Returning uni students in dilemma

Precious Masakara

As universities re-open on Monday, most students are in dilemma over the high cost of on- and off-campus accommodation.

Whilst on-campus accommodation is beyond the reach of most students, off-campus homes are charging in foreign currency, mostly United States dollars.

For example, on-campus accommodation at Chinhoyi University of Technology (CUT) is $3 000 (without meals) whilst off-campus accommodation averages US$165 per semester.

Speaking to Sunday Mail Online, CUT student Ms Blessing Maramwidze said, “If I add accommodation and university fees, that is about four times the income of my parents.


“The goal is to be educated and probably later on give back to our parents but the situation is tough. I predict more university drop-outs this semester,” said Ms Maramwidze.

While Statutory Instrument 142 of 2019 scrapped the multi-currency system and replaced it with a mono currency, the Zimbabwe dollar, most landlords who have houses near universities are demanding United Stated dollars for one to get accommodation.

A parent who spoke on conditions on anonymity said it is unfair for landlords to demand US dollars, contrary to what the Government ordered.

“Most landlords are charging US$50 (per head) in areas closest to the campus while a few are charging US$40, which is a lot of money if one uses the parallel market rate. This is on top of paying $5 700 tuition fees,” she said.

“I think universities should enter into partnerships with house owners and agree on reasonable amounts.

“Since Government introduced mono currency, where do we get the forex to pay rentals for our university children when we are being paid in local currency?” she queried.

She also lamented that parents have to buy groceries for their children after forking out a lot of money on fees and accommodation.

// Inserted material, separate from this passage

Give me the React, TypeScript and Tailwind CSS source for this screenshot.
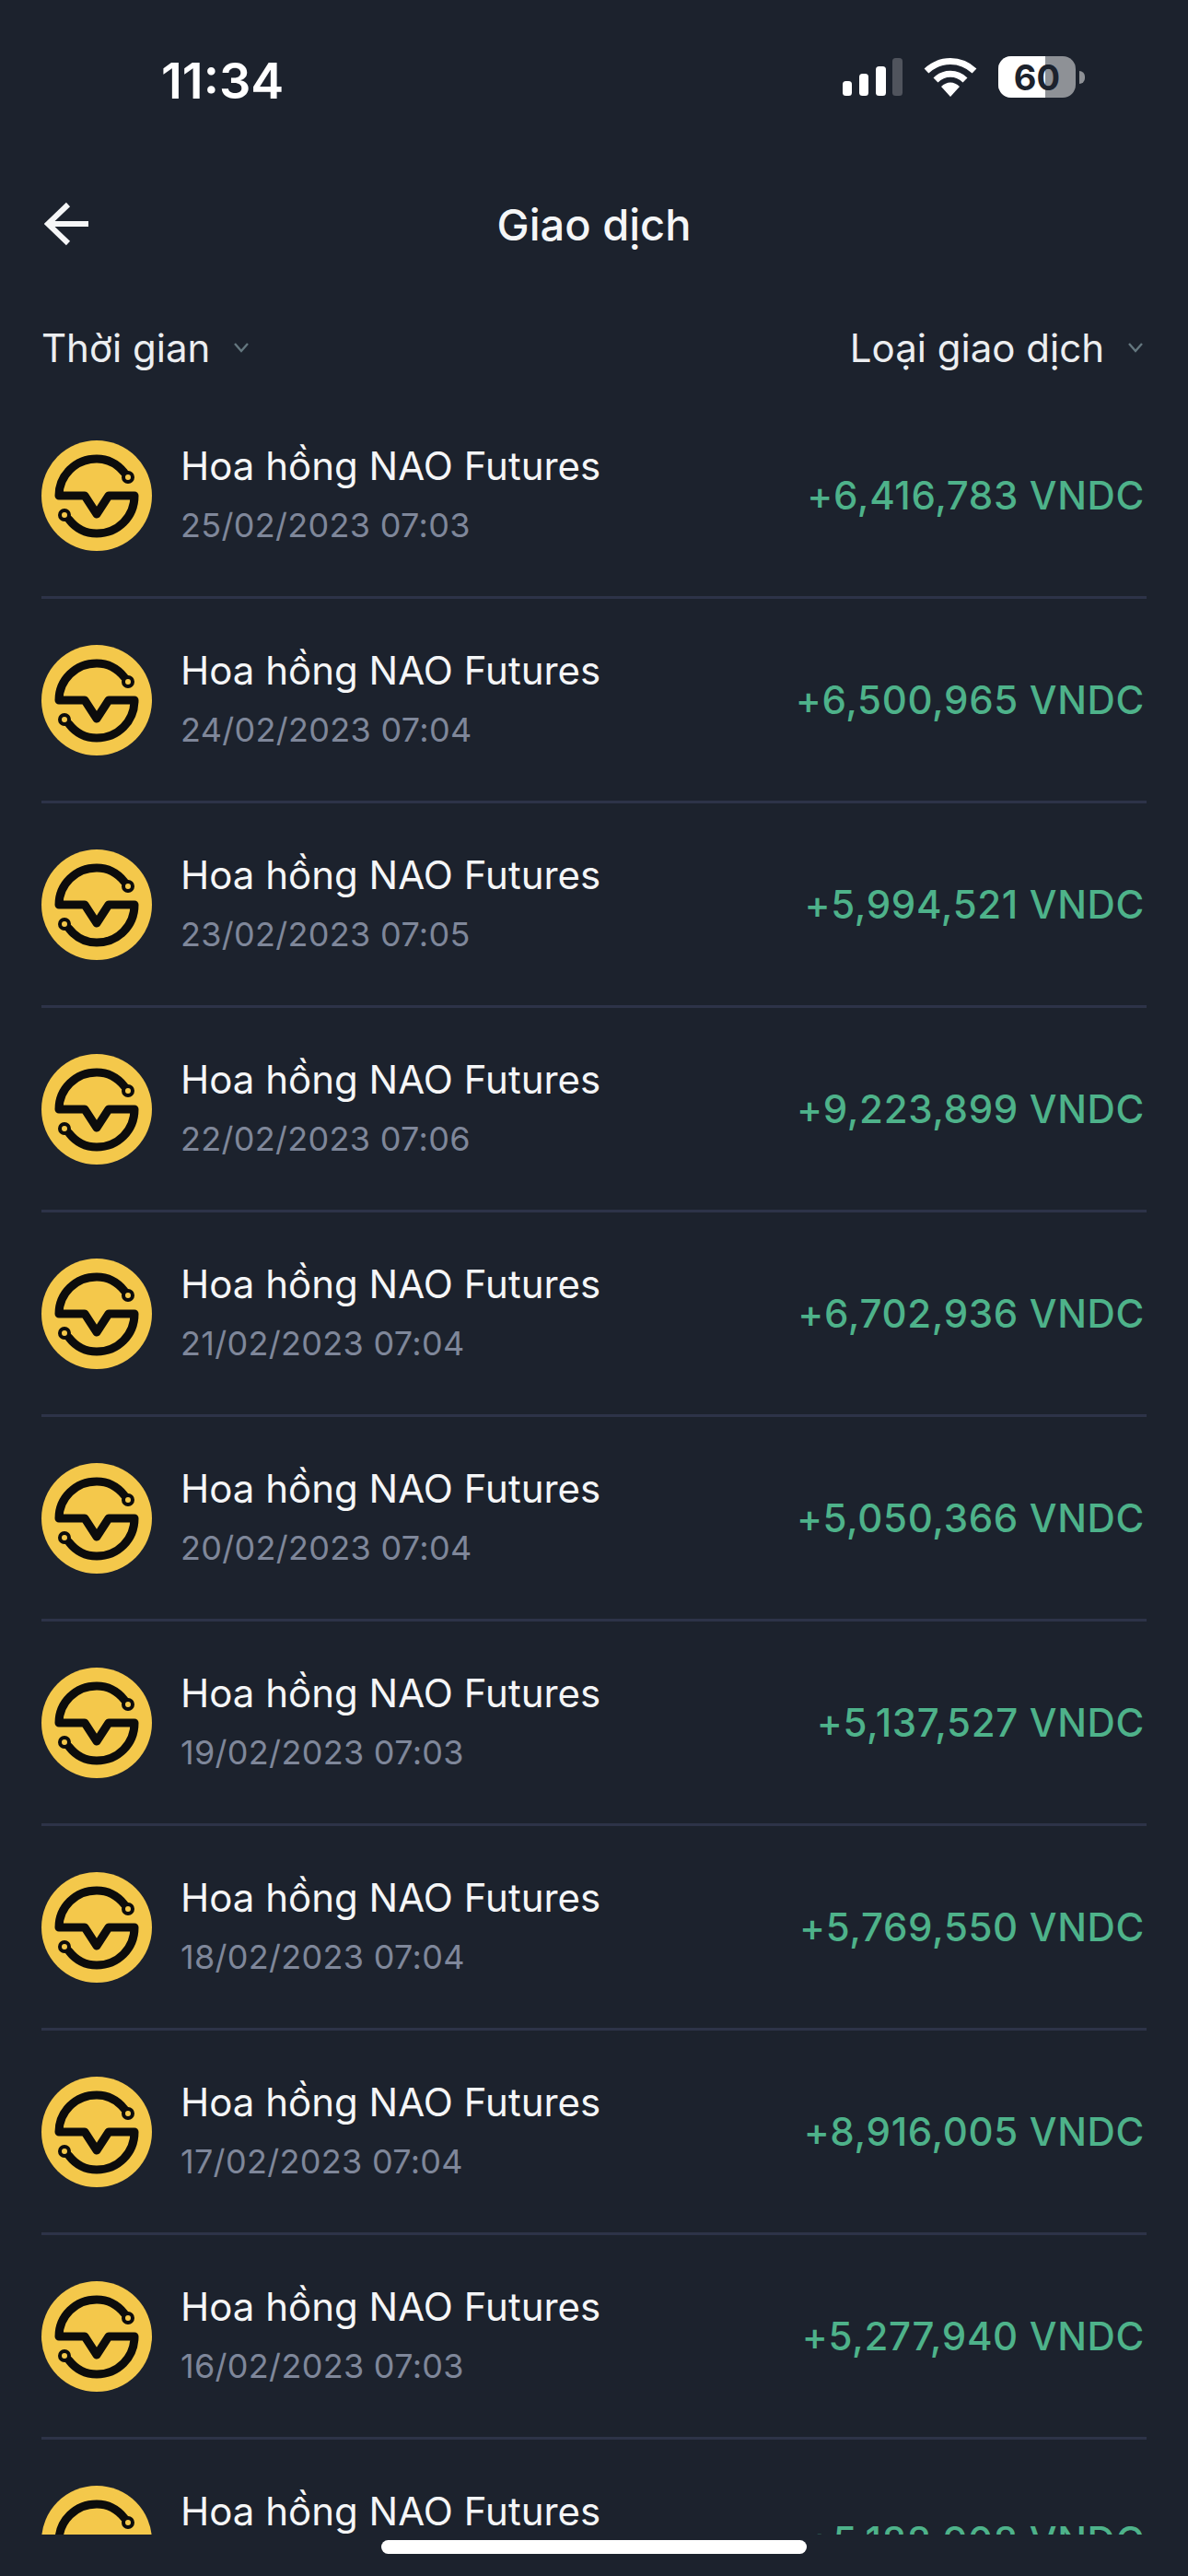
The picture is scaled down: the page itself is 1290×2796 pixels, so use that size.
import React from 'react';

const rows = [
  { date: '25/02/2023 07:03', amount: '+6,416,783 VNDC' },
  { date: '24/02/2023 07:04', amount: '+6,500,965 VNDC' },
  { date: '23/02/2023 07:05', amount: '+5,994,521 VNDC' },
  { date: '22/02/2023 07:06', amount: '+9,223,899 VNDC' },
  { date: '21/02/2023 07:04', amount: '+6,702,936 VNDC' },
  { date: '20/02/2023 07:04', amount: '+5,050,366 VNDC' },
  { date: '19/02/2023 07:03', amount: '+5,137,527 VNDC' },
  { date: '18/02/2023 07:04', amount: '+5,769,550 VNDC' },
  { date: '17/02/2023 07:04', amount: '+8,916,005 VNDC' },
  { date: '16/02/2023 07:03', amount: '+5,277,940 VNDC' },
  { date: '15/02/2023 07:04', amount: '+5,188,908 VNDC' },
];

function NaoLogo() {
  return (
    <svg width="120" height="120" viewBox="0 0 120 120" className="shrink-0">
      <circle cx="60" cy="60" r="60" fill="#f4c84b" />
      <path
        d="M90 35 C82 25 71 20 60 20 C37 20 19 38 19 60 H47 L60 80 L73 60 H101 C101 83 83 101 60 101 C47 101 37 95 30 86"
        fill="none"
        stroke="#0c0c0c"
        strokeWidth="9"
        strokeLinecap="round"
        strokeLinejoin="round"
      />
      <circle cx="94" cy="40" r="5" fill="#f4c84b" stroke="#0c0c0c" strokeWidth="4" />
      <circle cx="25" cy="81" r="5" fill="#f4c84b" stroke="#0c0c0c" strokeWidth="4" />
    </svg>
  );
}

function Chevron() {
  return (
    <svg width="20" height="12" viewBox="0 0 20 12" fill="none" stroke="#64777f" strokeWidth="2.4">
      <path d="M3 2 L10 10 L17 2" />
    </svg>
  );
}

function StatusIcons() {
  return (
    <div className="flex items-center">
      <svg width="66" height="42" viewBox="0 0 66 42" className="mr-[22px]">
        <rect x="0" y="25" width="10" height="16" rx="3.5" fill="#fff" />
        <rect x="18" y="17" width="10" height="24" rx="3.5" fill="#fff" />
        <rect x="36" y="9" width="11" height="32" rx="3.5" fill="#fff" />
        <rect x="54" y="0" width="11" height="41" rx="3.5" fill="#50545d" />
      </svg>
      <svg width="58" height="42" viewBox="0 0 58 42" fill="none" className="mr-[23px]">
        <path d="M3 14 C18 0 40 0 55 14" stroke="#fff" strokeWidth="7" />
        <path d="M13 24 C22 15 36 15 45 24" stroke="#fff" strokeWidth="7" />
        <path d="M19 31 C25 25 33 25 39 31 L29 42 Z" fill="#fff" />
      </svg>
      <div className="relative flex h-[45px] w-[84px] items-center justify-center overflow-hidden rounded-[14px] bg-[#8e9196]">
        <div className="absolute inset-y-0 left-0 w-[51px] bg-white" />
        <span className="relative text-[38px] leading-none font-bold text-[#1c222d]">60</span>
      </div>
      <div className="ml-[4px] h-[14px] w-[6px] rounded-r-full bg-[#8e9196]" />
    </div>
  );
}

export default function App() {
  return (
    <div className="relative h-[2796px] w-[1290px] overflow-hidden bg-[#1c222d] font-['Inter',sans-serif] text-white">
      <div className="flex h-[176px] items-start justify-between pt-[61px] pr-[112px] pl-[175px]">
        <span className="text-[54px] leading-[54px] font-semibold">11:34</span>
        <StatusIcons />
      </div>

      <div className="relative flex h-[136px] items-center justify-center">
        <svg width="50" height="48" viewBox="0 0 50 48" fill="none" stroke="#f5f6f7" strokeWidth="6" className="absolute top-[43px] left-[48px]">
          <path d="M26 3 L4 24 L26 45 M4 24 H48" />
        </svg>
        <span className="text-[47px] font-medium text-[#f5f6f7]">Giao dịch</span>
      </div>

      <div className="flex h-[116px] items-center justify-between pt-[14px] pr-[47px] pl-[45px]">
        <div className="flex items-center gap-[24px]">
          <span className="text-[42px] text-[#eceef0]">Thời gian</span>
          <Chevron />
        </div>
        <div className="flex items-center gap-[24px]">
          <span className="text-[42px] text-[#eceef0]">Loại giao dịch</span>
          <Chevron />
        </div>
      </div>

      <div className="h-[2323px] overflow-hidden px-[45px]">
        {rows.map((row) => (
          <div key={row.date} className="flex h-[222px] items-center justify-between border-b-[3px] border-[#2d3348]">
            <div className="flex items-center gap-[31px]">
              <NaoLogo />
              <div className="mb-[5px] flex flex-col">
                <span className="text-[42px] leading-[60px] text-[#f5f6f7]">Hoa hồng NAO Futures</span>
                <span className="mt-[9px] text-[36px] leading-[50px] tracking-[0.3px] text-[#7f879a]">{row.date}</span>
              </div>
            </div>
            <span className="pr-[2px] text-[42px] font-medium tracking-[0.65px] text-[#4eb28a]">{row.amount}</span>
          </div>
        ))}
      </div>

      <div className="absolute top-[2757px] left-[414px] h-[15px] w-[462px] rounded-full bg-white" />
    </div>
  );
}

Another student said that staying on-campus has the added advantage of security, power back-up in times of power cuts, constant water supply as well as Wi-Fi coverage “but it is unbearable for one to buy two plates of sadza every day, with a plate ranging from $15 to $30 for a standard meal”.

A student at Midlands State University (MSU) said it is cheaper to stay off-campus and buy basic commodities and cook than stay on campus where one buys food daily.

“The $30 which one uses to buy a plate of food, I would rather stay off-campus as that same amount can buy 2kg of rice,” said Joyce Mahala.


“But then the struggle is having to find the US dollars to pay the accommodation,” she added.